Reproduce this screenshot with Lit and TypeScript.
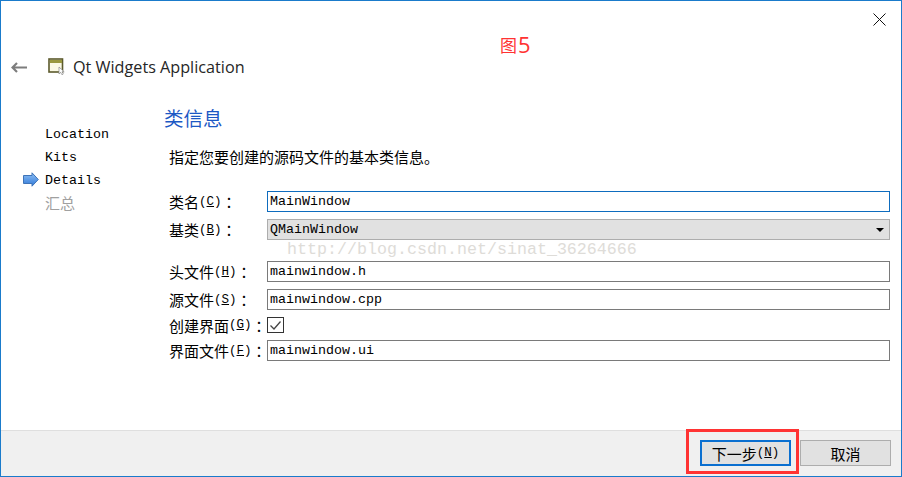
import { LitElement, html, css } from "lit";
import { customElement } from "lit/decorators.js";

@customElement("app-root")
export class AppRoot extends LitElement {
  static styles = css`
    :host { display: block; width: 902px; height: 477px; font-family: "Liberation Mono", "Noto Sans CJK SC", monospace; }
    * { box-sizing: border-box; }
    .win { position: relative; width: 902px; height: 477px; background: #fff; border: 1px solid #1a7bcb; display: flex; flex-direction: column; color: #000; font-size: 13.33px; overflow: hidden; }
    .closebar { height: 23px; padding: 12px 15px 0 0; display: flex; justify-content: flex-end; flex: none; }
    .title { height: 40px; flex: none; margin-top: 23px; display: flex; align-items: center; padding-left: 10px; font: 16.2px "Open Sans", sans-serif; color: #262626; }
    .title .back { margin-right: 21px; }
    .title .ico { margin-right: 6px; }
    .body { flex: 1; display: flex; min-height: 0; }
    .side { width: 163px; flex: none; padding-top: 36px; }
    .step { height: 23px; display: flex; align-items: center; padding-left: 44px; position: relative; }
    .step svg { position: absolute; left: 22px; top: 3px; }
    .step.todo { color: #a0a0a0; margin-top: -1px; }
    .main { flex: 1; padding: 19px 11px 0 0; }
    h2 { margin: 0; font: 400 19.5px/24px "Noto Sans CJK SC", sans-serif; color: #1c58c4; height: 24px; }
    .cn { font-family: "Noto Sans CJK SC", sans-serif; font-size: 15px; }
    .colon { font-family: "Noto Sans CJK TC", sans-serif; font-size: 15px; }
    .intro { margin: 14px 0 0 5px; height: 24px; display: flex; align-items: center; }
    .form { display: grid; grid-template-columns: 98px 1fr; margin: 23px 0 0 5px; row-gap: 7px; align-items: center; }
    .lab { white-space: nowrap; height: 20px; display: flex; align-items: center; font-size: 12.5px; }
    .lab.short { height: 16px; }
    .lab u { text-underline-offset: 1px; }
    .field { height: 21px; border: 1px solid #7a7a7a; display: flex; align-items: center; padding-left: 2px; background: #fff; }
    .field.focus { border-color: #0e6cbe; }
    .combo { background: #e1e1e1; border: 1px solid #adadad; justify-content: space-between; padding-right: 3px; }
    .combo i { width: 0; height: 0; border: 4px solid transparent; border-top: 4px solid #000; border-bottom: 0; margin-right: 2px; }
    .check { width: 17px; height: 16px; border: 1px solid #333; display: flex; align-items: center; justify-content: center; }
    .gap { margin-top: 14px; }
    .foot { height: 46px; flex: none; background: #f0f0f0; border-top: 1px solid #dfdfdf; display: flex; justify-content: flex-end; align-items: center; gap: 9px; padding: 0 10px 1px 0; }
    button { width: 91px; height: 26px; margin: 0; padding: 0; background: #e1e1e1; border: 1px solid #adadad; font: inherit; font-size: 12.5px; color: #000; display: flex; align-items: center; justify-content: center; }
    button.def { border: 2px solid #0a6fd0; }
    .mark { position: absolute; left: 286px; top: 239px; font: 16.67px "Liberation Mono", monospace; color: #dedcd8; white-space: nowrap; pointer-events: none; }
    .note { position: absolute; left: 499px; top: 30px; color: #ff3333; display: flex; align-items: center; height: 26px; white-space: nowrap; }
    .note b { font: 400 17px "Noto Sans CJK SC", sans-serif; }
    .note span { font: 22px "Open Sans", sans-serif; margin-left: 1px; }
    .redbox { position: absolute; left: 685px; top: 428px; width: 113px; height: 45px; border: 3px solid #ff3333; pointer-events: none; }
  `;

  render() {
    const colon = html`<span class="colon">：</span>`;
    return html`
      <div class="win">
        <div class="closebar">
          <svg width="13" height="13" viewBox="0 0 13 13"><path d="M.5.5l12 12M12.5.5l-12 12" stroke="#111" fill="none"/></svg>
        </div>
        <div class="title">
          <svg class="back" width="16" height="11" viewBox="0 0 16 11"><path d="M6 1L1.5 5.5 6 10M2 5.5H16" stroke="#7d7d7d" stroke-width="2.2" fill="none"/></svg>
          <svg class="ico" width="19" height="18" viewBox="0 0 19 18">
            <rect x="1" y="1" width="13.5" height="13" fill="#fbf9e4" stroke="#5c5a2c" stroke-width="1.6"/>
            <rect x="2" y="2" width="12" height="3" fill="#9a983f"/>
            <path d="M11 9l0 7 1.6-1.6 1.4 2.4 1.3-.8-1.3-2.2 2.2 0z" fill="#fff" stroke="#888" stroke-width=".7"/>
          </svg>
          <span>Qt Widgets Application</span>
        </div>
        <div class="body">
          <div class="side">
            <div class="step">Location</div>
            <div class="step">Kits</div>
            <div class="step">
              <svg width="16" height="15" viewBox="0 0 16 15"><defs><linearGradient id="g" x1="0" x2="0" y1="0" y2="1"><stop offset="0" stop-color="#8fc0f4"/><stop offset="1" stop-color="#2f78d8"/></linearGradient></defs><path d="M.5 3.5h8.5V.8L15.3 7.5 9 14.2v-2.7H.5z" fill="url(#g)" stroke="#3f74b8"/></svg>
              Details
            </div>
            <div class="step todo"><span class="cn">汇总</span></div>
          </div>
          <div class="main">
            <h2>类信息</h2>
            <div class="intro cn">指定您要创建的源码文件的基本类信息。</div>
            <div class="form">
              <div class="lab"><span class="cn">类名</span>(<u>C</u>)${colon}</div>
              <div class="field focus">MainWindow</div>
              <div class="lab"><span class="cn">基类</span>(<u>B</u>)${colon}</div>
              <div class="field combo">QMainWindow<i></i></div>
              <div class="lab gap"><span class="cn">头文件</span>(<u>H</u>)${colon}</div>
              <div class="field gap">mainwindow.h</div>
              <div class="lab"><span class="cn">源文件</span>(<u>S</u>)${colon}</div>
              <div class="field">mainwindow.cpp</div>
              <div class="lab short"><span class="cn">创建界面</span>(<u>G</u>)${colon}</div>
              <div class="check"><svg width="13" height="11" viewBox="0 0 13 11"><path d="M1.5 5.5L5 9l6.5-7.5" stroke="#444" stroke-width="1.3" fill="none"/></svg></div>
              <div class="lab"><span class="cn">界面文件</span>(<u>F</u>)${colon}</div>
              <div class="field">mainwindow.ui</div>
            </div>
          </div>
        </div>
        <div class="foot">
          <button class="def"><span class="cn">下一步</span>(<u>N</u>)</button>
          <button><span class="cn">取消</span></button>
        </div>
        <div class="mark">http://blog.csdn.net/sinat_36264666</div>
        <div class="note"><b>图</b><span>5</span></div>
        <div class="redbox"></div>
      </div>
    `;
  }
}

════

Problem to work on: Set the listing down in full and exactly. Pictures within it should not appear in the copy.

Solution to this problem:
Reproduce this screenshot with Lit and TypeScript.
import { LitElement, html, css } from "lit";
import { customElement } from "lit/decorators.js";

@customElement("app-root")
export class AppRoot extends LitElement {
  static styles = css`
    :host { display: block; width: 902px; height: 477px; font-family: "Liberation Mono", "Noto Sans CJK SC", monospace; }
    * { box-sizing: border-box; }
    .win { position: relative; width: 902px; height: 477px; background: #fff; border: 1px solid #1a7bcb; display: flex; flex-direction: column; color: #000; font-size: 13.33px; overflow: hidden; }
    .closebar { height: 23px; padding: 12px 15px 0 0; display: flex; justify-content: flex-end; flex: none; }
    .title { height: 40px; flex: none; margin-top: 23px; display: flex; align-items: center; padding-left: 10px; font: 16.2px "Open Sans", sans-serif; color: #262626; }
    .title .back { margin-right: 21px; }
    .title .ico { margin-right: 6px; }
    .body { flex: 1; display: flex; min-height: 0; }
    .side { width: 163px; flex: none; padding-top: 36px; }
    .step { height: 23px; display: flex; align-items: center; padding-left: 44px; position: relative; }
    .step svg { position: absolute; left: 22px; top: 3px; }
    .step.todo { color: #a0a0a0; margin-top: -1px; }
    .main { flex: 1; padding: 19px 11px 0 0; }
    h2 { margin: 0; font: 400 19.5px/24px "Noto Sans CJK SC", sans-serif; color: #1c58c4; height: 24px; }
    .cn { font-family: "Noto Sans CJK SC", sans-serif; font-size: 15px; }
    .colon { font-family: "Noto Sans CJK TC", sans-serif; font-size: 15px; }
    .intro { margin: 14px 0 0 5px; height: 24px; display: flex; align-items: center; }
    .form { display: grid; grid-template-columns: 98px 1fr; margin: 23px 0 0 5px; row-gap: 7px; align-items: center; }
    .lab { white-space: nowrap; height: 20px; display: flex; align-items: center; font-size: 12.5px; }
    .lab.short { height: 16px; }
    .lab u { text-underline-offset: 1px; }
    .field { height: 21px; border: 1px solid #7a7a7a; display: flex; align-items: center; padding-left: 2px; background: #fff; }
    .field.focus { border-color: #0e6cbe; }
    .combo { background: #e1e1e1; border: 1px solid #adadad; justify-content: space-between; padding-right: 3px; }
    .combo i { width: 0; height: 0; border: 4px solid transparent; border-top: 4px solid #000; border-bottom: 0; margin-right: 2px; }
    .check { width: 17px; height: 16px; border: 1px solid #333; display: flex; align-items: center; justify-content: center; }
    .gap { margin-top: 14px; }
    .foot { height: 46px; flex: none; background: #f0f0f0; border-top: 1px solid #dfdfdf; display: flex; justify-content: flex-end; align-items: center; gap: 9px; padding: 0 10px 1px 0; }
    button { width: 91px; height: 26px; margin: 0; padding: 0; background: #e1e1e1; border: 1px solid #adadad; font: inherit; font-size: 12.5px; color: #000; display: flex; align-items: center; justify-content: center; }
    button.def { border: 2px solid #0a6fd0; }
    .mark { position: absolute; left: 286px; top: 239px; font: 16.67px "Liberation Mono", monospace; color: #dedcd8; white-space: nowrap; pointer-events: none; }
    .note { position: absolute; left: 499px; top: 30px; color: #ff3333; display: flex; align-items: center; height: 26px; white-space: nowrap; }
    .note b { font: 400 17px "Noto Sans CJK SC", sans-serif; }
    .note span { font: 22px "Open Sans", sans-serif; margin-left: 1px; }
    .redbox { position: absolute; left: 685px; top: 428px; width: 113px; height: 45px; border: 3px solid #ff3333; pointer-events: none; }
  `;

  render() {
    const colon = html`<span class="colon">：</span>`;
    return html`
      <div class="win">
        <div class="closebar">
          <svg width="13" height="13" viewBox="0 0 13 13"><path d="M.5.5l12 12M12.5.5l-12 12" stroke="#111" fill="none"/></svg>
        </div>
        <div class="title">
          <svg class="back" width="16" height="11" viewBox="0 0 16 11"><path d="M6 1L1.5 5.5 6 10M2 5.5H16" stroke="#7d7d7d" stroke-width="2.2" fill="none"/></svg>
          <svg class="ico" width="19" height="18" viewBox="0 0 19 18">
            <rect x="1" y="1" width="13.5" height="13" fill="#fbf9e4" stroke="#5c5a2c" stroke-width="1.6"/>
            <rect x="2" y="2" width="12" height="3" fill="#9a983f"/>
            <path d="M11 9l0 7 1.6-1.6 1.4 2.4 1.3-.8-1.3-2.2 2.2 0z" fill="#fff" stroke="#888" stroke-width=".7"/>
          </svg>
          <span>Qt Widgets Application</span>
        </div>
        <div class="body">
          <div class="side">
            <div class="step">Location</div>
            <div class="step">Kits</div>
            <div class="step">
              <svg width="16" height="15" viewBox="0 0 16 15"><defs><linearGradient id="g" x1="0" x2="0" y1="0" y2="1"><stop offset="0" stop-color="#8fc0f4"/><stop offset="1" stop-color="#2f78d8"/></linearGradient></defs><path d="M.5 3.5h8.5V.8L15.3 7.5 9 14.2v-2.7H.5z" fill="url(#g)" stroke="#3f74b8"/></svg>
              Details
            </div>
            <div class="step todo"><span class="cn">汇总</span></div>
          </div>
          <div class="main">
            <h2>类信息</h2>
            <div class="intro cn">指定您要创建的源码文件的基本类信息。</div>
            <div class="form">
              <div class="lab"><span class="cn">类名</span>(<u>C</u>)${colon}</div>
              <div class="field focus">MainWindow</div>
              <div class="lab"><span class="cn">基类</span>(<u>B</u>)${colon}</div>
              <div class="field combo">QMainWindow<i></i></div>
              <div class="lab gap"><span class="cn">头文件</span>(<u>H</u>)${colon}</div>
              <div class="field gap">mainwindow.h</div>
              <div class="lab"><span class="cn">源文件</span>(<u>S</u>)${colon}</div>
              <div class="field">mainwindow.cpp</div>
              <div class="lab short"><span class="cn">创建界面</span>(<u>G</u>)${colon}</div>
              <div class="check"><svg width="13" height="11" viewBox="0 0 13 11"><path d="M1.5 5.5L5 9l6.5-7.5" stroke="#444" stroke-width="1.3" fill="none"/></svg></div>
              <div class="lab"><span class="cn">界面文件</span>(<u>F</u>)${colon}</div>
              <div class="field">mainwindow.ui</div>
            </div>
          </div>
        </div>
        <div class="foot">
          <button class="def"><span class="cn">下一步</span>(<u>N</u>)</button>
          <button><span class="cn">取消</span></button>
        </div>
        <div class="mark">http://blog.csdn.net/sinat_36264666</div>
        <div class="note"><b>图</b><span>5</span></div>
        <div class="redbox"></div>
      </div>
    `;
  }
}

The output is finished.